Russia has sought to compensate for pressure on its conventional air defence systems by deploying mobile fire groups along likely drone approach routes. These units can be more relevant against slow, low-flying drones than larger missile systems in some circumstances, particularly where radar detection is difficult or where the target is not considered worth the use of a more expensive interceptor. A drone able to fire on such teams before continuing its mission would alter that calculation.

The significance may lie as much in uncertainty as in the weapon itself. Russian mobile fire groups do not need to assume that every FP-2 carries rockets for their behaviour to be affected. If even a limited number of drones are equipped in this way, interception teams may have to consider whether approaching or firing on one could expose them to direct attack.

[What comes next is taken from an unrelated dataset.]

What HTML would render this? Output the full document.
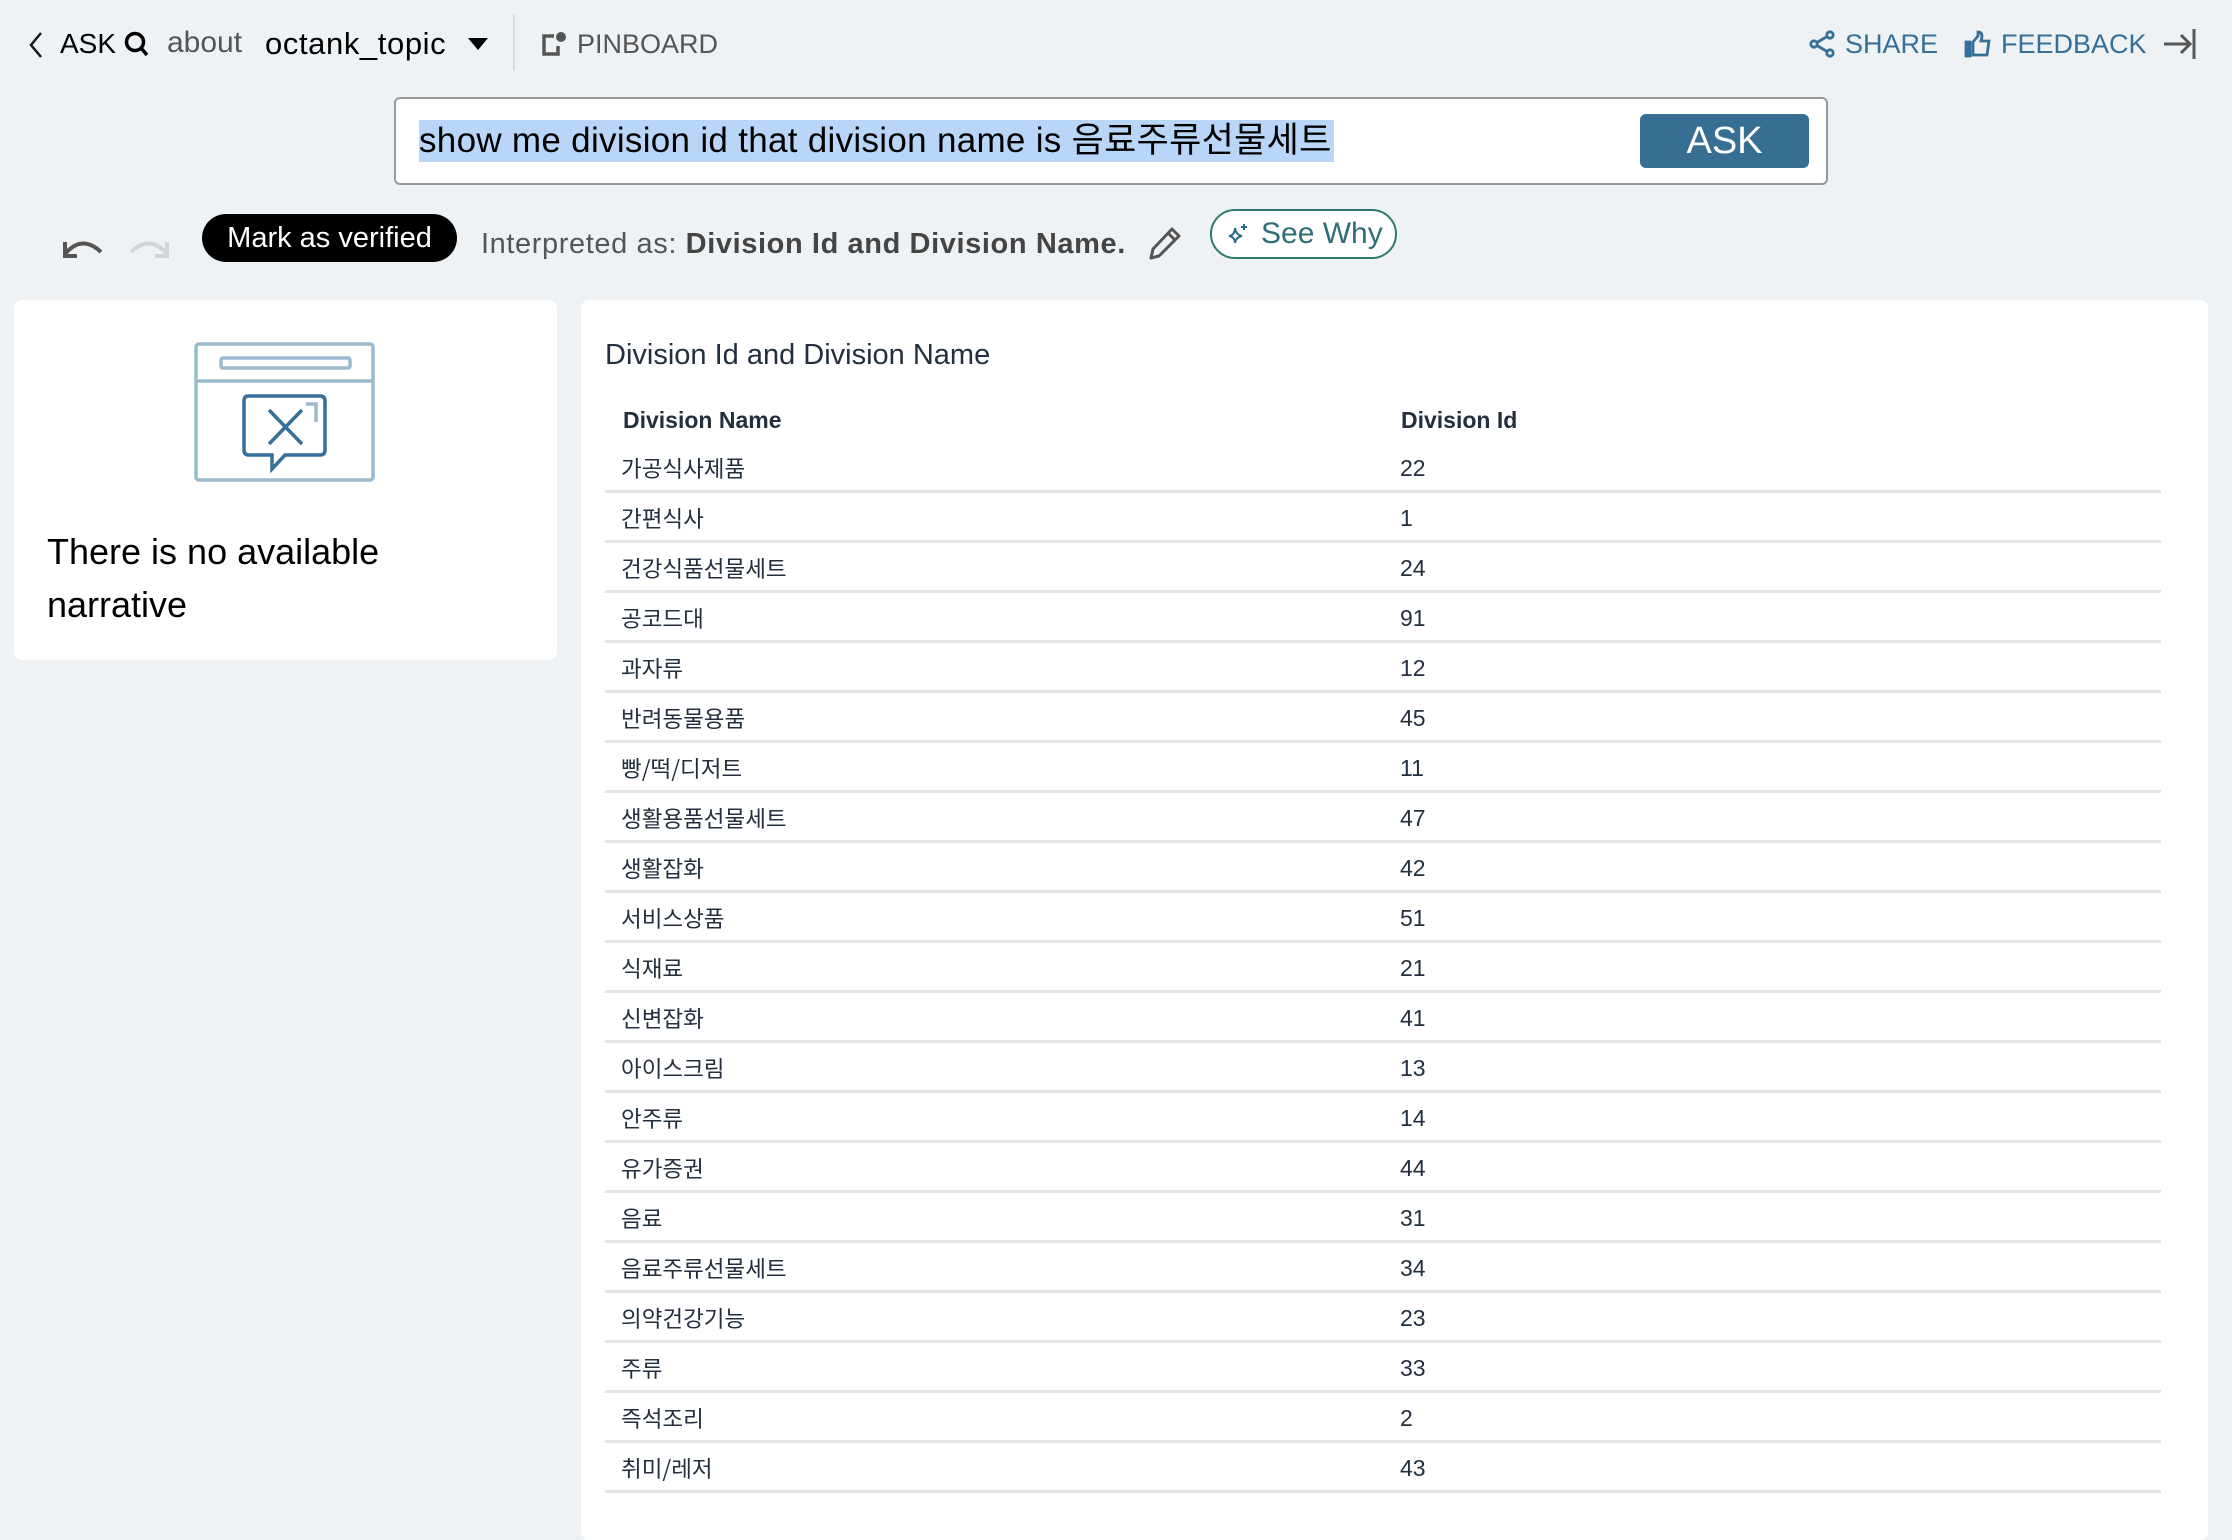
<!DOCTYPE html>
<html><head><meta charset="utf-8"><style>
*{margin:0;padding:0;box-sizing:border-box}
body{width:2232px;height:1524px;background:#eef2f5;font-family:"Liberation Sans","Noto Sans CJK KR",sans-serif;position:relative;overflow:hidden;color:#16191f}
.a{position:absolute;white-space:nowrap}
.t{font-size:28px;line-height:1}
.row{position:absolute;left:605px;width:1556px;height:50px;border-bottom:3px solid #e4e4e4}
.row span{position:absolute;font-size:23px;line-height:24px;height:24px;color:#232f3e}
.row .c1{left:16px;top:10px;font-family:"Noto Sans CJK KR","Liberation Sans",sans-serif;font-size:22.5px;line-height:30px;height:30px}
.row .c2{left:795px;top:13px}
</style></head><body>
<!-- top bar -->
<svg class="a" style="left:28px;top:31px" width="16" height="28" viewBox="0 0 16 28"><path d="M13 2 L3 14 L13 26" fill="none" stroke="#16191f" stroke-width="2.5"/></svg>
<div class="a t" style="left:60px;top:30px;color:#000">ASK</div>
<svg class="a" style="left:123px;top:30px" width="28" height="28" viewBox="0 0 28 28"><circle cx="12" cy="12" r="8.5" fill="none" stroke="#000" stroke-width="3.5"/><path d="M18 18 L24 25" stroke="#000" stroke-width="3.5"/></svg>
<div class="a t" style="left:167px;top:28px;font-size:30px;color:#555">about</div>
<div class="a t" style="left:265px;top:28px;font-size:31px;letter-spacing:0.6px;color:#000">octank_topic</div>
<svg class="a" style="left:466px;top:36px" width="24" height="16" viewBox="0 0 24 16"><path d="M2 2 H22 L12 14Z" fill="#000"/></svg>
<div class="a" style="left:513px;top:15px;width:2px;height:56px;background:#d5d9dd"></div>
<svg class="a" style="left:540px;top:30px" width="28" height="28" viewBox="0 0 28 28"><path d="M14 6 H4 V24 H18 V16" fill="none" stroke="#555" stroke-width="3.5"/><circle cx="21" cy="7" r="5" fill="#555"/></svg>
<div class="a t" style="left:577px;top:31px;font-size:27px;color:#555">PINBOARD</div>

<svg class="a" style="left:1808px;top:30px" width="28" height="28" viewBox="0 0 28 28"><g fill="none" stroke="#366f97" stroke-width="2.8"><circle cx="6" cy="14" r="3.2"/><circle cx="22" cy="5" r="3.2"/><circle cx="22" cy="23" r="3.2"/><path d="M9 12.5 L19 6.5 M9 15.5 L19 21.5"/></g></svg>
<div class="a t" style="left:1845px;top:31px;font-size:27px;color:#366f97">SHARE</div>
<svg class="a" style="left:1964px;top:30px" width="28" height="28" viewBox="0 0 28 28"><g fill="none" stroke="#366f97" stroke-width="2.8"><path d="M2 12 H6 V26 H2Z" fill="#366f97"/><path d="M9 12 L14 6 L14 2 Q18 2 18 7 L17 11 H25 L23 25 H9Z"/></g></svg>
<div class="a t" style="left:2001px;top:31px;font-size:27px;color:#366f97">FEEDBACK</div>
<svg class="a" style="left:2162px;top:26px" width="36" height="36" viewBox="0 0 36 36"><g fill="none" stroke="#555" stroke-width="3"><path d="M2 18 H28 M19 9 L28 18 L19 27"/><path d="M32 3 V33"/></g></svg>

<!-- search -->
<div class="a" style="left:394px;top:97px;width:1434px;height:88px;background:#fff;border:2px solid #999;border-radius:6px"></div>
<div class="a" style="left:419px;top:120px;height:42px;background:#b9d6f8;font-size:35px;letter-spacing:0.3px;line-height:42px;color:#000;padding-right:2px">show me division id that division name is 음료주류선물세트</div>
<div class="a" style="left:1640px;top:114px;width:169px;height:54px;background:#376e94;border-radius:6px;color:#fff;font-size:38px;line-height:54px;text-align:center">ASK</div>

<!-- row2 -->
<svg class="a" style="left:60px;top:234px" width="46" height="26" viewBox="0 0 46 26"><g fill="none" stroke="#555" stroke-width="4"><path d="M5 20 Q22 0 41 18"/><path d="M5 8 V22 H17"/></g></svg>
<svg class="a" style="left:126px;top:234px" width="46" height="26" viewBox="0 0 46 26"><g fill="none" stroke="#d2d5d8" stroke-width="4"><path d="M41 20 Q24 0 5 18"/><path d="M41 8 V22 H29"/></g></svg>
<div class="a" style="left:202px;top:214px;width:255px;height:48px;background:#000;border-radius:24px;color:#fff;font-size:29px;line-height:48px;text-align:center">Mark as verified</div>
<div class="a" style="left:481px;top:228px;font-size:29px;letter-spacing:0.6px;color:#555">Interpreted as: <b style="color:#444">Division Id and Division Name.</b></div>
<svg class="a" style="left:1147px;top:225px" width="36" height="36" viewBox="0 0 36 36"><g fill="none" stroke="#555" stroke-width="3" stroke-linejoin="round"><path d="M25 4 L32 11 L12 31 L4 33 L6 24Z M21 8 L28 15"/></g></svg>
<div class="a" style="left:1210px;top:209px;width:187px;height:50px;border-radius:25px;border:2px solid #2f7a6a;background:#fff"></div>
<svg class="a" style="left:1226px;top:222px" width="24" height="24" viewBox="0 0 24 24"><g fill="none" stroke="#2d6b8a" stroke-width="2"><path d="M9 6 Q9 13 3 14 Q9 15 9 21 Q10 15 16 14 Q10 13 9 6Z"/><path d="M18 2 V8 M15 5 H21"/></g></svg>
<div class="a" style="left:1261px;top:217px;font-size:30px;color:#2e6e78">See Why</div>

<!-- left card -->
<div class="a" style="left:14px;top:300px;width:543px;height:360px;background:#fff;border-radius:8px"></div>
<svg class="a" style="left:190px;top:338px" width="190" height="150" viewBox="190 338 190 150">
<g fill="none" stroke-width="3.5">
<rect x="196" y="344" width="177" height="136" rx="3" stroke="#9bbacd"/>
<path d="M196 381 H373" stroke="#9bbacd"/>
<rect x="221" y="358" width="129" height="10" rx="2" stroke="#9bbacd"/>
<path d="M306 404 H316 V422" stroke="#9bbacd"/>
<path d="M248 396 H320 Q325 396 325 401 V450 Q325 455 320 455 H285 L272 469 V455 H249 Q244 455 244 450 V401 Q244 396 248 396Z" stroke="#366f97"/>
<path d="M269 410 L302 444 M302 410 L269 444" stroke="#366f97"/>
</g></svg>
<div class="a" style="left:47px;top:525px;font-size:36px;line-height:53px;color:#000;white-space:normal;width:420px">There is no available narrative</div>

<!-- right card -->
<div class="a" style="left:581px;top:300px;width:1627px;height:1240px;background:#fff;border-radius:8px"></div>
<div class="a" style="left:605px;top:339px;font-size:29px;color:#232f3e">Division Id and Division Name</div>
<div class="a" style="left:623px;top:407px;font-size:23px;font-weight:bold;color:#232f3e">Division Name</div>
<div class="a" style="left:1401px;top:407px;font-size:23px;font-weight:bold;color:#232f3e">Division Id</div>

<div class="row" style="top:443px"><span class="c1">가공식사제품</span><span class="c2">22</span></div>
<div class="row" style="top:493px"><span class="c1">간편식사</span><span class="c2">1</span></div>
<div class="row" style="top:543px"><span class="c1">건강식품선물세트</span><span class="c2">24</span></div>
<div class="row" style="top:593px"><span class="c1">공코드대</span><span class="c2">91</span></div>
<div class="row" style="top:643px"><span class="c1">과자류</span><span class="c2">12</span></div>
<div class="row" style="top:693px"><span class="c1">반려동물용품</span><span class="c2">45</span></div>
<div class="row" style="top:743px"><span class="c1">빵/떡/디저트</span><span class="c2">11</span></div>
<div class="row" style="top:793px"><span class="c1">생활용품선물세트</span><span class="c2">47</span></div>
<div class="row" style="top:843px"><span class="c1">생활잡화</span><span class="c2">42</span></div>
<div class="row" style="top:893px"><span class="c1">서비스상품</span><span class="c2">51</span></div>
<div class="row" style="top:943px"><span class="c1">식재료</span><span class="c2">21</span></div>
<div class="row" style="top:993px"><span class="c1">신변잡화</span><span class="c2">41</span></div>
<div class="row" style="top:1043px"><span class="c1">아이스크림</span><span class="c2">13</span></div>
<div class="row" style="top:1093px"><span class="c1">안주류</span><span class="c2">14</span></div>
<div class="row" style="top:1143px"><span class="c1">유가증권</span><span class="c2">44</span></div>
<div class="row" style="top:1193px"><span class="c1">음료</span><span class="c2">31</span></div>
<div class="row" style="top:1243px"><span class="c1">음료주류선물세트</span><span class="c2">34</span></div>
<div class="row" style="top:1293px"><span class="c1">의약건강기능</span><span class="c2">23</span></div>
<div class="row" style="top:1343px"><span class="c1">주류</span><span class="c2">33</span></div>
<div class="row" style="top:1393px"><span class="c1">즉석조리</span><span class="c2">2</span></div>
<div class="row" style="top:1443px"><span class="c1">취미/레저</span><span class="c2">43</span></div>
</body></html>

The FP-2 has already been associated with Ukrainian strikes on Russian positions in occupied territory. In April, Ukraine’s Unmanned Systems Forces commander Robert Brovdi, known as “Madyar”, criticised the quality of some warheads used on Ukrainian strike drones after six FP-2 drones carrying 100kg warheads were used against a Russian command post in Kadiivka. His comments, reported by Defence Blog, underlined both the growing use of such systems and the continuing pressure to improve their reliability.

Fire Point has presented the FP-2 as a response to frontline demand for a heavier strike drone with real-time control options. According to United24 Media, the platform is designed to carry a 105–120kg payload and transmit live video, allowing an operator to adjust its flight path in a manner closer to FPV control than to traditional pre-programmed loitering munitions.

The same reporting says Fire Point is working on a longer-range version of the FP-2, with the aim of preserving a heavy warhead while extending the drone’s reach beyond the current approximate 200km range. That would fit a wider Ukrainian effort to build domestic long-range strike capacity while reducing dependence on imported missiles.

The apparent rocket launch also reflects a wider pattern in Ukraine’s wartime defence sector. Kyiv has repeatedly modified unmanned systems after combat use, including naval drones fitted with additional weapons for coastal strikes or air defence roles. Applying the same approach to fixed-wing strike drones would be consistent with that method: taking an existing platform and adding a secondary capability without changing its primary purpose.

The available footage does not prove that FP-2 drones have become “unmanned fighters” in any conventional sense. It does, however, indicate another step in the rapid adaptation of battlefield drones. For Ukraine, the aim is to increase the effect of each platform and complicate Russian interception. For Russia, the problem is that drones already difficult to detect or stop may now also pose a threat before reaching their intended impact point.

If confirmed at scale, the modification would make mobile fire groups less certain of their role as a low-cost countermeasure. Their task has been to engage drones that conventional air defence either misses or cannot economically intercept. A drone that can strike back during its approach would force those teams to weigh the risk of exposing themselves against the risk of allowing the drone to pass.

The war in Ukraine has already shown how quickly unmanned systems can move from experimental use to standard battlefield equipment. The reported FP-2 rocket launch does not yet establish a new class of weapon. It does, however, point to a further layer in the contest between Ukrainian drone innovation and Russian attempts to defend rear-area infrastructure.